◆ Written instruction:
Print the listing as it stands, omitting all images.

%%

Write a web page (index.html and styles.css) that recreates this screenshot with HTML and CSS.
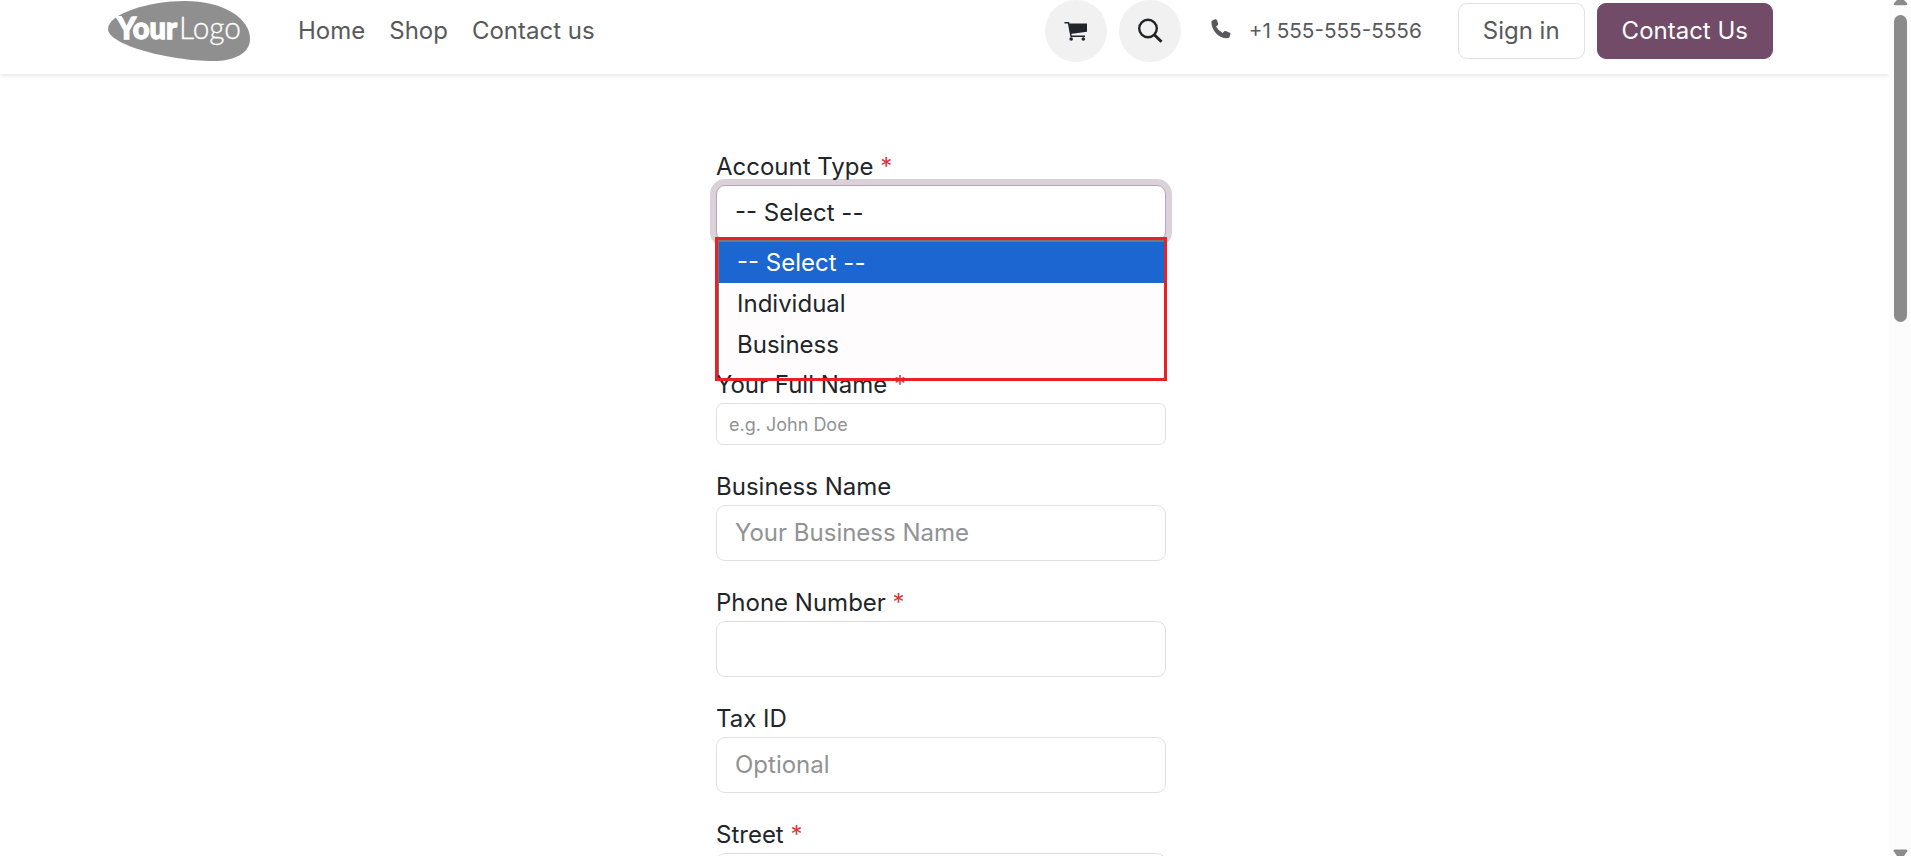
FILE: index.html
```html
<!DOCTYPE html>
<html lang="en">
  <head>
    <meta charset="UTF-8" />
    <meta name="viewport" content="width=device-width, initial-scale=1.0" />
    <title>Sign up</title>
    <link rel="stylesheet" href="styles.css">
  </head>
  <body>
    <div class="page">
      <header class="navbar">
        <a class="logo" href="#">
          <svg width="144" height="62" viewBox="0 0 144 62">
            <path fill="#8f8f8f" d="M0 29C0 14 40 1 77 1c38 0 65 17 65 38 0 14-15 22-37 22C62 61 0 45 0 29z"/>
            <path fill="#fff" d="M6 16h8v4l-2-1-2 1z"/>
            <text class="logo-bold" x="9" y="39" textLength="60" lengthAdjust="spacingAndGlyphs">Your</text>
            <text class="logo-light" x="71" y="39" textLength="62" lengthAdjust="spacingAndGlyphs">Logo</text>
          </svg>
        </a>
        <nav class="menu">
          <a href="#">Home</a>
          <a href="#">Shop</a>
          <a href="#">Contact us</a>
        </nav>
        <div class="tools">
          <a class="round" href="#">
            <svg width="24" height="24" viewBox="0 0 24 24">
              <path fill="#212529" d="M5 4.500h18v8.200L6.200 15z"/>
              <path fill="none" stroke="#212529" stroke-width="1.5" d="M.5 3.700h4L7 17.200M6.500 17.200H21"/>
              <circle cx="7.2" cy="20" r="1.8" fill="#212529"/>
              <circle cx="19.3" cy="20" r="1.8" fill="#212529"/>
            </svg>
          </a>
          <a class="round" href="#">
            <svg width="26" height="26" viewBox="0 0 26 26">
              <circle cx="11" cy="10.5" r="8.8" fill="none" stroke="#212529" stroke-width="2.4"/>
              <path stroke="#212529" stroke-width="3" d="M17 16.500l7.500 7.300"/>
            </svg>
          </a>
          <a class="phone" href="#">
            <svg width="20" height="22" viewBox="0 0 20 22">
              <path fill="#58595b" d="M1.200 1.600L4.200.3q1.200-.2 1.700.8l1.300 3.700q.2.900-.5 1.500L5.100 7.600q2.200 4.200 6.500 6.400l1.600-1.700q.7-.6 1.500-.3l4.100 1.700q.9.400.7 1.400l-1 2.900q-.3.900-1.200 1.100C9 20.200.5 12.300.4 3.200q0-1.100.8-1.600z"/>
            </svg>
            <span>+1 555-555-5556</span>
          </a>
          <a class="btn" href="#">Sign in</a>
          <a class="btn btn-primary" href="#">Contact Us</a>
        </div>
      </header>

      <form class="form">
        <div class="field account">
          <label>Account Type <span class="req">*</span></label>
          <div class="input focused">-- Select --</div>
          <div class="options">
            <div class="option selected">-- Select --</div>
            <div class="option">Individual</div>
            <div class="option">Business</div>
          </div>
          <div class="highlight"></div>
        </div>
        <div class="field">
          <label>Your Full Name <span class="req">*</span></label>
          <input class="input small" type="text" placeholder="e.g. John Doe">
        </div>
        <div class="field">
          <label>Business Name</label>
          <input class="input" type="text" placeholder="Your Business Name">
        </div>
        <div class="field">
          <label>Phone Number <span class="req">*</span></label>
          <input class="input" type="tel">
        </div>
        <div class="field">
          <label>Tax ID</label>
          <input class="input" type="text" placeholder="Optional">
        </div>
        <div class="field">
          <label>Street <span class="req">*</span></label>
          <input class="input" type="text">
        </div>
      </form>
    </div>

    <div class="scrollbar">
      <svg width="15" height="6" viewBox="0 0 15 6"><path fill="#8b8b8b" d="M4 0h7l3.300 3.500q.5 1.800-1.300 1.800H2Q.2 5.300.7 3.500z"/></svg>
      <div class="thumb"></div>
      <svg width="15" height="7" viewBox="0 0 15 7"><path fill="#8b8b8b" d="M2 .5h11q1.800 0 1.300 1.800L11 7H4L.7 2.300Q.2.500 2 .5z"/></svg>
    </div>
  </body>
</html>
```

FILE: styles.css
```css
* {
    box-sizing: border-box;
}

body {
    margin: 0;
    height: 100vh;
    display: flex;
    overflow: hidden;
    background: #fff;
    font-family: Inter, "Liberation Sans", sans-serif;
    font-size: 24px;
    line-height: 36px;
    color: #212529;
}

a {
    color: #58595b;
    text-decoration: none;
}

.page {
    flex: 1;
    height: 100vh;
    overflow: hidden;
}

.navbar {
    display: flex;
    align-items: flex-start;
    height: 74px;
    padding: 0 116px 0 108px;
    box-shadow: 0 2px 4px rgba(0, 0, 0, 0.09);
}

.logo svg {
    display: block;
}

.logo-bold,
.logo-light {
    font-family: Lato, sans-serif;
    font-size: 31px;
    fill: #fff;
}

.logo-bold {
    font-weight: 900;
    stroke: #fff;
    stroke-width: 1.3px;
}

.logo-light {
    font-weight: 300;
    stroke: #fff;
    stroke-width: 0.3px;
}

.menu {
    display: flex;
    gap: 24px;
    margin-left: 46px;
    padding-top: 13px;
}

.tools {
    display: flex;
    align-items: center;
    gap: 12px;
    height: 62px;
    margin-left: auto;
}

.round {
    display: flex;
    align-items: center;
    justify-content: center;
    width: 62px;
    height: 62px;
    border-radius: 50%;
    background: #f1f1f1;
}

.phone {
    display: flex;
    align-items: center;
    gap: 18px;
    margin: 0 24px 0 18px;
    font-size: 20.7px;
}

.phone svg {
    margin-bottom: 2px;
}

.btn {
    height: 56px;
    padding: 9px 24px;
    border: 1px solid #e2e2e2;
    border-radius: 9px;
}

.btn-primary {
    background: #714b67;
    border-color: #714b67;
    color: #fff;
}

.form {
    width: 450px;
    margin: 75px 0 0 716px;
}

.field {
    margin-bottom: 24px;
}

.field label {
    display: block;
}

.req {
    color: #dc3545;
}

.input {
    display: block;
    width: 100%;
    height: 56px;
    padding: 8px 18px 10px;
    border: 1px solid #dee0e2;
    border-radius: 9px;
    background: #fff;
    color: #212529;
    font: inherit;
}

.input::placeholder {
    color: #909294;
    opacity: 1;
}

.input.small {
    height: 42px;
    padding: 6px 12px;
    border-radius: 7px;
    font-size: 18px;
}

.focused {
    padding-top: 9px;
    border-color: #b8a5b3;
    box-shadow: 0 0 0 6px #dbd2d9;
}

.account {
    position: relative;
    height: 194px;
}

.options {
    position: absolute;
    top: 91px;
    left: 2px;
    width: 448px;
    height: 135px;
    border-top: 2px solid #767676;
    border-left: 1px solid #767676;
    background: #fefcfd;
}

.option {
    height: 41px;
    padding: 3px 18px;
}

.selected {
    background: #1c66d1;
    color: #fff;
}

/* red frame around the opened list */
.highlight {
    position: absolute;
    top: 88px;
    left: -1px;
    width: 452px;
    height: 144px;
    border: 3px solid #ea2122;
}

.scrollbar {
    display: flex;
    flex-direction: column;
    align-items: center;
    width: 22px;
    height: 100vh;
    background: #fcfcfc;
}

.scrollbar svg:last-child {
    margin-top: auto;
}

.thumb {
    width: 13px;
    height: 307px;
    margin-top: 9px;
    border-radius: 7px;
    background: #8b8b8b;
}
```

%%

◆ Result for this exercise:
Write a web page (index.html and styles.css) that recreates this screenshot with HTML and CSS.
FILE: index.html
```html
<!DOCTYPE html>
<html lang="en">
  <head>
    <meta charset="UTF-8" />
    <meta name="viewport" content="width=device-width, initial-scale=1.0" />
    <title>Sign up</title>
    <link rel="stylesheet" href="styles.css">
  </head>
  <body>
    <div class="page">
      <header class="navbar">
        <a class="logo" href="#">
          <svg width="144" height="62" viewBox="0 0 144 62">
            <path fill="#8f8f8f" d="M0 29C0 14 40 1 77 1c38 0 65 17 65 38 0 14-15 22-37 22C62 61 0 45 0 29z"/>
            <path fill="#fff" d="M6 16h8v4l-2-1-2 1z"/>
            <text class="logo-bold" x="9" y="39" textLength="60" lengthAdjust="spacingAndGlyphs">Your</text>
            <text class="logo-light" x="71" y="39" textLength="62" lengthAdjust="spacingAndGlyphs">Logo</text>
          </svg>
        </a>
        <nav class="menu">
          <a href="#">Home</a>
          <a href="#">Shop</a>
          <a href="#">Contact us</a>
        </nav>
        <div class="tools">
          <a class="round" href="#">
            <svg width="24" height="24" viewBox="0 0 24 24">
              <path fill="#212529" d="M5 4.500h18v8.200L6.200 15z"/>
              <path fill="none" stroke="#212529" stroke-width="1.5" d="M.5 3.700h4L7 17.200M6.500 17.200H21"/>
              <circle cx="7.2" cy="20" r="1.8" fill="#212529"/>
              <circle cx="19.3" cy="20" r="1.8" fill="#212529"/>
            </svg>
          </a>
          <a class="round" href="#">
            <svg width="26" height="26" viewBox="0 0 26 26">
              <circle cx="11" cy="10.5" r="8.8" fill="none" stroke="#212529" stroke-width="2.4"/>
              <path stroke="#212529" stroke-width="3" d="M17 16.500l7.500 7.300"/>
            </svg>
          </a>
          <a class="phone" href="#">
            <svg width="20" height="22" viewBox="0 0 20 22">
              <path fill="#58595b" d="M1.200 1.600L4.200.3q1.200-.2 1.700.8l1.300 3.700q.2.900-.5 1.500L5.100 7.600q2.200 4.200 6.500 6.400l1.600-1.700q.7-.6 1.500-.3l4.100 1.700q.9.400.7 1.400l-1 2.900q-.3.900-1.200 1.100C9 20.200.5 12.300.4 3.200q0-1.100.8-1.600z"/>
            </svg>
            <span>+1 555-555-5556</span>
          </a>
          <a class="btn" href="#">Sign in</a>
          <a class="btn btn-primary" href="#">Contact Us</a>
        </div>
      </header>

      <form class="form">
        <div class="field account">
          <label>Account Type <span class="req">*</span></label>
          <div class="input focused">-- Select --</div>
          <div class="options">
            <div class="option selected">-- Select --</div>
            <div class="option">Individual</div>
            <div class="option">Business</div>
          </div>
          <div class="highlight"></div>
        </div>
        <div class="field">
          <label>Your Full Name <span class="req">*</span></label>
          <input class="input small" type="text" placeholder="e.g. John Doe">
        </div>
        <div class="field">
          <label>Business Name</label>
          <input class="input" type="text" placeholder="Your Business Name">
        </div>
        <div class="field">
          <label>Phone Number <span class="req">*</span></label>
          <input class="input" type="tel">
        </div>
        <div class="field">
          <label>Tax ID</label>
          <input class="input" type="text" placeholder="Optional">
        </div>
        <div class="field">
          <label>Street <span class="req">*</span></label>
          <input class="input" type="text">
        </div>
      </form>
    </div>

    <div class="scrollbar">
      <svg width="15" height="6" viewBox="0 0 15 6"><path fill="#8b8b8b" d="M4 0h7l3.300 3.500q.5 1.800-1.300 1.800H2Q.2 5.300.7 3.500z"/></svg>
      <div class="thumb"></div>
      <svg width="15" height="7" viewBox="0 0 15 7"><path fill="#8b8b8b" d="M2 .5h11q1.800 0 1.300 1.800L11 7H4L.7 2.300Q.2.500 2 .5z"/></svg>
    </div>
  </body>
</html>
```

FILE: styles.css
```css
* {
    box-sizing: border-box;
}

body {
    margin: 0;
    height: 100vh;
    display: flex;
    overflow: hidden;
    background: #fff;
    font-family: Inter, "Liberation Sans", sans-serif;
    font-size: 24px;
    line-height: 36px;
    color: #212529;
}

a {
    color: #58595b;
    text-decoration: none;
}

.page {
    flex: 1;
    height: 100vh;
    overflow: hidden;
}

.navbar {
    display: flex;
    align-items: flex-start;
    height: 74px;
    padding: 0 116px 0 108px;
    box-shadow: 0 2px 4px rgba(0, 0, 0, 0.09);
}

.logo svg {
    display: block;
}

.logo-bold,
.logo-light {
    font-family: Lato, sans-serif;
    font-size: 31px;
    fill: #fff;
}

.logo-bold {
    font-weight: 900;
    stroke: #fff;
    stroke-width: 1.3px;
}

.logo-light {
    font-weight: 300;
    stroke: #fff;
    stroke-width: 0.3px;
}

.menu {
    display: flex;
    gap: 24px;
    margin-left: 46px;
    padding-top: 13px;
}

.tools {
    display: flex;
    align-items: center;
    gap: 12px;
    height: 62px;
    margin-left: auto;
}

.round {
    display: flex;
    align-items: center;
    justify-content: center;
    width: 62px;
    height: 62px;
    border-radius: 50%;
    background: #f1f1f1;
}

.phone {
    display: flex;
    align-items: center;
    gap: 18px;
    margin: 0 24px 0 18px;
    font-size: 20.7px;
}

.phone svg {
    margin-bottom: 2px;
}

.btn {
    height: 56px;
    padding: 9px 24px;
    border: 1px solid #e2e2e2;
    border-radius: 9px;
}

.btn-primary {
    background: #714b67;
    border-color: #714b67;
    color: #fff;
}

.form {
    width: 450px;
    margin: 75px 0 0 716px;
}

.field {
    margin-bottom: 24px;
}

.field label {
    display: block;
}

.req {
    color: #dc3545;
}

.input {
    display: block;
    width: 100%;
    height: 56px;
    padding: 8px 18px 10px;
    border: 1px solid #dee0e2;
    border-radius: 9px;
    background: #fff;
    color: #212529;
    font: inherit;
}

.input::placeholder {
    color: #909294;
    opacity: 1;
}

.input.small {
    height: 42px;
    padding: 6px 12px;
    border-radius: 7px;
    font-size: 18px;
}

.focused {
    padding-top: 9px;
    border-color: #b8a5b3;
    box-shadow: 0 0 0 6px #dbd2d9;
}

.account {
    position: relative;
    height: 194px;
}

.options {
    position: absolute;
    top: 91px;
    left: 2px;
    width: 448px;
    height: 135px;
    border-top: 2px solid #767676;
    border-left: 1px solid #767676;
    background: #fefcfd;
}

.option {
    height: 41px;
    padding: 3px 18px;
}

.selected {
    background: #1c66d1;
    color: #fff;
}

/* red frame around the opened list */
.highlight {
    position: absolute;
    top: 88px;
    left: -1px;
    width: 452px;
    height: 144px;
    border: 3px solid #ea2122;
}

.scrollbar {
    display: flex;
    flex-direction: column;
    align-items: center;
    width: 22px;
    height: 100vh;
    background: #fcfcfc;
}

.scrollbar svg:last-child {
    margin-top: auto;
}

.thumb {
    width: 13px;
    height: 307px;
    margin-top: 9px;
    border-radius: 7px;
    background: #8b8b8b;
}
```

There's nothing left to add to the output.